The story, for the most part, gets it right. Intrepid young reporter, Tintin, buys a model ship in an open-air market that turns out to have the secret to a fabulous treasure inside it. Two other parties are interested in the ship: the secretive Mr. Silk, and the sinister Mr. Sakharhine. Mr. Silk warns Tintin that there are others that will stop at nothing for the ship, and sure enough, he soon finds his home burglarized and the ship stolen, but not before a chance accident deposits a clue in Tintin's hands. This sends him to Marlinspike Hall, where he encounters Mr. Sakharine and another model ship exactly like his own, only unbroken. There are three of them, and each holds a clue to the location of the treasure of the lost Unicorn. The clues tell everyone that only a descendant of that ship's captain can find the treasure, which leads Sakharine and Tintin to Captain Haddock, the last living Haddock. Haddock is being held prisoner by Sakharine. Sakharine has an ulterior motive for kidnapping Haddock beyond just finding the treasure. Tintin and Haddock escape and find themselves adrift at sea, heading for the small middle-eastern country of Baggar, where the third clue is held by the Sultan. Sakharine is hot on their heels, with a secret weapon designed to obtain the third ship: an opera singer named Bianca Castafiore, whose voice shatters the glass case that protects the ship. The chase is then on to prevent Sakharine from finding the treasure. This is all conflated from two classic Tintin adventures, "The Secret of the Unicorn" and "Red Rackham's Treasure," with nods to other stories. Screenwriters Steven Moffat, Edgar Wright, and Joe Cornish demonstrate a deep affection for the material here.

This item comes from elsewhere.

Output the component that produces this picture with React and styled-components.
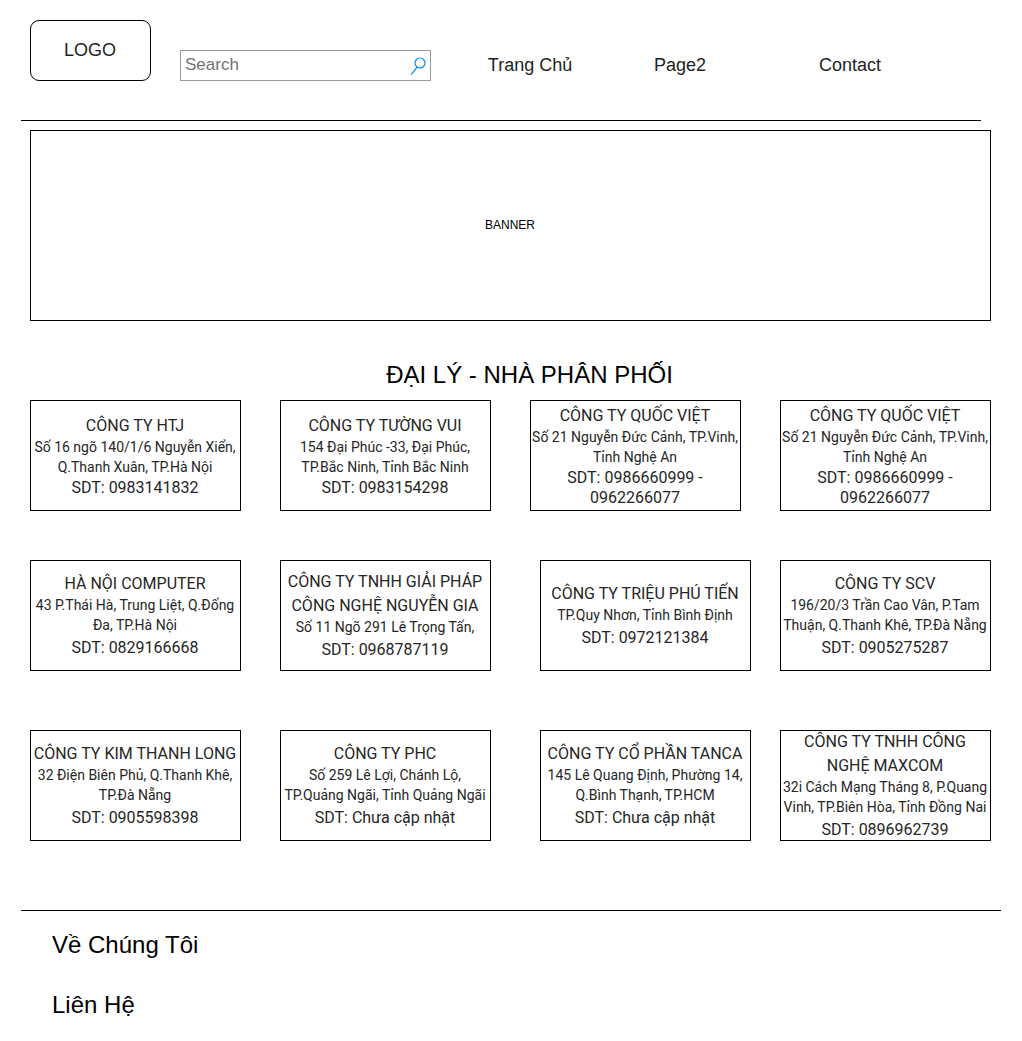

It's easy to see why Herge himself decided that Spielberg was the perfect filmmaker to make a Tintin movie. His adventures are kid-friendly globetrotting adventures a la the Indiana Jones movies. Spielberg, it should be noted, did not grow up with Tintin. One of his assistants brought him one of the books right after the premiere of Raiders of the Lost Ark, and for what it's worth, this movie is better than a couple of the subsequent Indiana Jones films. Indeed, this is Spielberg returning to pure entertainment for the first time in ages and it finds the director in fine fettle. He still knows how to stage an action scene. Unlike most directors who lose themselves in motion capture technology--Robert Zemeckis springs to mind--Spielberg hasn't made a film that seems un-directed. It's as carefully composed as any of his live-action films. This is a strength. On the whole this should all work. The ingredients are all in place for a magnificent film. In some ways, it IS a magnificent film.

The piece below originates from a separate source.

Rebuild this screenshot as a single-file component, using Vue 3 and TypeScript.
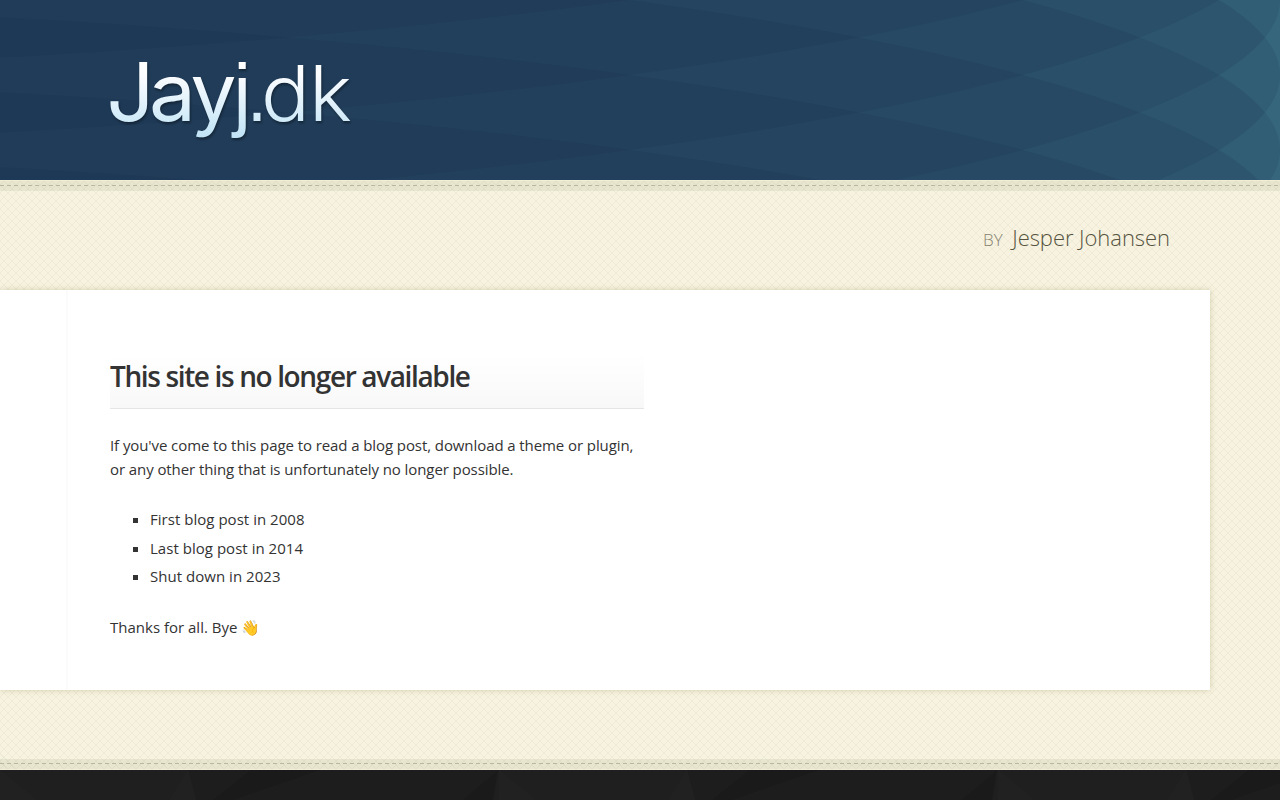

But it doesn't work, and I think it's because the technology used to make the film is overcomplex for the task at hand. While I was watching the movie, I had a couple of thoughts that really jarred me out of the movie. The most persistent of these was: if you're going to make an animated Tintin movie, why aren't you making it in a hand-drawn, 2-D style. This would more closely hew to one of the key artistic pleasures of Herge's original and the movie itself suggests this with an absolutely delightful credit sequence that demonstrates just what the movie could have been. More than once, I wondered what a Studio Ghibli version of Tintin might look like. I also began to wonder why, having animated the thing with computers and motion capture, that the film tries so resolutely to present "realistic" characters while keeping the stylized exaggeration of a cartoon character. This reminds me a little of those freakish "realistic" cartoon characters drawn by Pixeloo. This is unintentionally grotesque. This has an interesting effect on Tintin himself, who reads fine as a cartoon character on the page, but in this film, I couldn't shake the idea that Tintin was a baby dyke lesbian. The haircut, the diminutive status, and the wardrobe all scream "queer" to me. That might be my baggage talking and not a fault of the film, per se, but Tintin doesn't read as Tintin to my eye. The only character in the film that seems completely "natural" is Tintin's dog, Snowy, who was significantly created from whole cloth by an animator rather than mocapped. Speaking of Snowy, I kind of missed his occasional asides (in the comics, placed in thought balloons), but I guess I understand why the filmmakers decided to forgo them. Basically, all of this occupies a space between live action and cartoon and it's not comfortable there. It really should have been one or the other.
It's hard for me to really judge vocal performances, but on the whole, the performances in this film match the characters. Jamie Bell has the right kind of youthful pluck in his voice, while mocap expert Andy Serkis is a fine Captain Haddock. I'm always happy when Simon Pegg and Nick Frost show up in movies, but they don't seem to stand out as Thompson and Thompson, the bumbling interpol agents, though that may actually be the point. Daniel Craig voices a fine villain. You may notice that all of these voices are Brits, which strikes me as wrong. Tintin should be in French, and if you're going to make a Tintin movie in English, a British accent is completely wrong as your go-to European accent. Better no accent at all, though that's probably not possible.
I saw this film in 3-D, and I'll complain about that again. 3-D doesn't serve this film. I've seen some commentary on the internet that claims that this film uses 3-D intelligently, but if you're not calling attention to something in the frame, what's the point. At a certain point, not far into the movie, I ceased to even register the 3-D beyond the fact that I wished the picture was brighter. Alas.